CHALLENGE: In the data, extract each line that holds the string "components".

* * * * * * *

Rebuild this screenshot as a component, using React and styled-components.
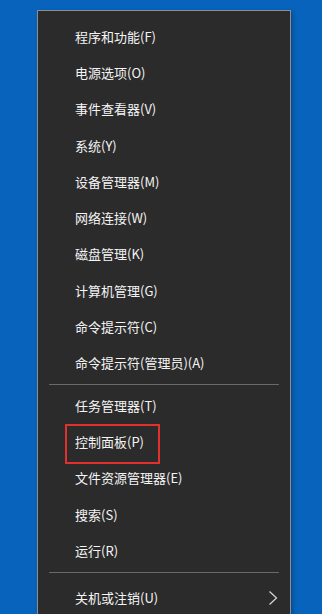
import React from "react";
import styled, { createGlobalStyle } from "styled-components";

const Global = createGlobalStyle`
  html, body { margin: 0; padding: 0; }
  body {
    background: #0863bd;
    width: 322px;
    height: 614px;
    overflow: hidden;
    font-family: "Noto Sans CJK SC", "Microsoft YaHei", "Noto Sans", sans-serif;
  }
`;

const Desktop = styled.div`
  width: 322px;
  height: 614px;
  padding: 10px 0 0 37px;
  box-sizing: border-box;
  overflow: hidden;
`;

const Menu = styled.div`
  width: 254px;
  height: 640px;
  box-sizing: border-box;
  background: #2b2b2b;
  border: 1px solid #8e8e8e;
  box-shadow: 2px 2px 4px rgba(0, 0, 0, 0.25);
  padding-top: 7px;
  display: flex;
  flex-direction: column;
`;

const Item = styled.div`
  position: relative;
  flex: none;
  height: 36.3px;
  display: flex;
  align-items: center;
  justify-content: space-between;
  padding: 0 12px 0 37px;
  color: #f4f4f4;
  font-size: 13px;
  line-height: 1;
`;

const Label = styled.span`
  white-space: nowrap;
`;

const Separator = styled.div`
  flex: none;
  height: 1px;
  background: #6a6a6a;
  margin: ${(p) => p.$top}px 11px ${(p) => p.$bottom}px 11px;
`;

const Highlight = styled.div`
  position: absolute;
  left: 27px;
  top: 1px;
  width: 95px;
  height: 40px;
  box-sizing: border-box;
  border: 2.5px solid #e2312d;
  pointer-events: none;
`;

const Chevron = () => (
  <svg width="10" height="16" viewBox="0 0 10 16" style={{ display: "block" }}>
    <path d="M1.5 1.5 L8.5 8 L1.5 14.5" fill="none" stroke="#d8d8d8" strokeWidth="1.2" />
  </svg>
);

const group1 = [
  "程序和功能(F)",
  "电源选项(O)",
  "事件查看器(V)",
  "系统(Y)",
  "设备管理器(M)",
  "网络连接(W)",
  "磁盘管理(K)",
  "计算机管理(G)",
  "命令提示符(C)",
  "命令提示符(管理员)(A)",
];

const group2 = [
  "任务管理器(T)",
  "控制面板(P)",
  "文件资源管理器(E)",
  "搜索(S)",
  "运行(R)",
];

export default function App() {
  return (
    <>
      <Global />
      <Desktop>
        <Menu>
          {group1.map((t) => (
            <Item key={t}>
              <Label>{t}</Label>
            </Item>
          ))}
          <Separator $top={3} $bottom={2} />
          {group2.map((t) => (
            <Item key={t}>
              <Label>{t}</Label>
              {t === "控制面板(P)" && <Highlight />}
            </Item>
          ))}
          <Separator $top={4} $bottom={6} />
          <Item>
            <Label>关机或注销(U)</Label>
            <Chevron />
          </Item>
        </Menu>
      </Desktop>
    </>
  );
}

* * * * * * *

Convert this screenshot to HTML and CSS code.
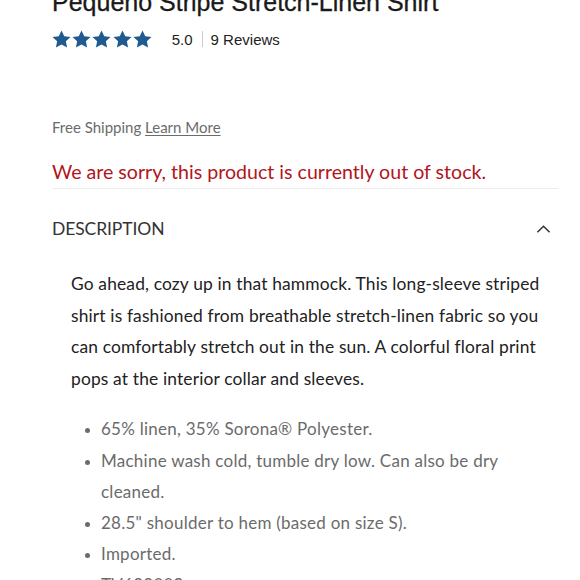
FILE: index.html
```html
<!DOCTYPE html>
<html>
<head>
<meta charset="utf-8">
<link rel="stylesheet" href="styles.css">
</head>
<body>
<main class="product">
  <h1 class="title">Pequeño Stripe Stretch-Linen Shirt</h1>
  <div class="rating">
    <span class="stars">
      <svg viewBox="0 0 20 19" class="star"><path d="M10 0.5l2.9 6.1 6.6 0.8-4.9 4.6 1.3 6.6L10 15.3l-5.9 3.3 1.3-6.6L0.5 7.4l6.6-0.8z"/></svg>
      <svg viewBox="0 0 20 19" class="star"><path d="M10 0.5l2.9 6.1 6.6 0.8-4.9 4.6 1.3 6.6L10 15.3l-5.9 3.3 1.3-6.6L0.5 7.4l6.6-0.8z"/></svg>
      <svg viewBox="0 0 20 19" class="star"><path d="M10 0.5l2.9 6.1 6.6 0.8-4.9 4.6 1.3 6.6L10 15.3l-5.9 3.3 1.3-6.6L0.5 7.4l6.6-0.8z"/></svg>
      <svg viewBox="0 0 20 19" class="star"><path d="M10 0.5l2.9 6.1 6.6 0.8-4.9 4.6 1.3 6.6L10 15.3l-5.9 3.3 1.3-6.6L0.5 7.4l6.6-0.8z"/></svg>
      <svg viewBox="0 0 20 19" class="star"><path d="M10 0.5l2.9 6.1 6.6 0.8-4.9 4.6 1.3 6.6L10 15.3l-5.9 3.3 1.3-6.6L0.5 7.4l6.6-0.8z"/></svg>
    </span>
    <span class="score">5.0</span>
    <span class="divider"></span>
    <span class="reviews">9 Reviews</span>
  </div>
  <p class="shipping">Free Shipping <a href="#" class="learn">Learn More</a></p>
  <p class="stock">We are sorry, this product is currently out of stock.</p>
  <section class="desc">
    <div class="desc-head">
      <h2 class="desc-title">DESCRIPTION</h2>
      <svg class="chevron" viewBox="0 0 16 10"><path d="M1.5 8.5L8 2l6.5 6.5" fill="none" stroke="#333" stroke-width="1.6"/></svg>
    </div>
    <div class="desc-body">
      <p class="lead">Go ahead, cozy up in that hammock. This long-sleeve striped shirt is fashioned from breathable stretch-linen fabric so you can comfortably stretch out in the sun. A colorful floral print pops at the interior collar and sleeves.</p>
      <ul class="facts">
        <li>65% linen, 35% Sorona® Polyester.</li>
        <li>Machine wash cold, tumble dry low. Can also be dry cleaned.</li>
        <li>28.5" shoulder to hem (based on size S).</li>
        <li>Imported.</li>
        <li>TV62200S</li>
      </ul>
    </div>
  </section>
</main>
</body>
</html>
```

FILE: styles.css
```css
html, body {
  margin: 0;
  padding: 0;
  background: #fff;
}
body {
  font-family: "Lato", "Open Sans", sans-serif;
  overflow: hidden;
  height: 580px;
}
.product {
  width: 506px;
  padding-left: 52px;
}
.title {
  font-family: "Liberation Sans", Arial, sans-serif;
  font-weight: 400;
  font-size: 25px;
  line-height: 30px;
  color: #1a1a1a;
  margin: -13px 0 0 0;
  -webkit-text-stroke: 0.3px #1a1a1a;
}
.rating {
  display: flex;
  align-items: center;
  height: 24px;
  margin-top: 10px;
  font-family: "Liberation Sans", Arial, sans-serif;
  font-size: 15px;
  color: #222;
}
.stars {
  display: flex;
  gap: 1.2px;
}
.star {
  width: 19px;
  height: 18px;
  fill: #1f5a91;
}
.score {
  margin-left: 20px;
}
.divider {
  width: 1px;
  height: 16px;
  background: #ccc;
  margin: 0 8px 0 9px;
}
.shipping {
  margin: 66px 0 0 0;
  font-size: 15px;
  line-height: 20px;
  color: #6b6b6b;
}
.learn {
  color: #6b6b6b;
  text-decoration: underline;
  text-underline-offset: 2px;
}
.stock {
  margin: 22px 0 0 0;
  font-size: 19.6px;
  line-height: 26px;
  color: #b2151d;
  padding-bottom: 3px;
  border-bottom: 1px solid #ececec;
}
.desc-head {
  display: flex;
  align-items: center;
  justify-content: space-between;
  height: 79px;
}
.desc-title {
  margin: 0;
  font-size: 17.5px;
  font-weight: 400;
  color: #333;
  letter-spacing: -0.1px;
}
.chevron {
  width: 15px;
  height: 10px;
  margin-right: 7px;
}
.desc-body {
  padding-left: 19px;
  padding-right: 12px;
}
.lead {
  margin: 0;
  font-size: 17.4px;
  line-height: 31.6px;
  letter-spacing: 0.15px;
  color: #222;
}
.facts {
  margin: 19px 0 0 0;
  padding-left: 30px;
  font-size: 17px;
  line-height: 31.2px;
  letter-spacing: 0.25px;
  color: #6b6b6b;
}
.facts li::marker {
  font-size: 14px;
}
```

* * * * * * *

FULL SOLUTION:
Rebuild this screenshot as a component, using React and styled-components.
import styled, { createGlobalStyle } from "styled-components";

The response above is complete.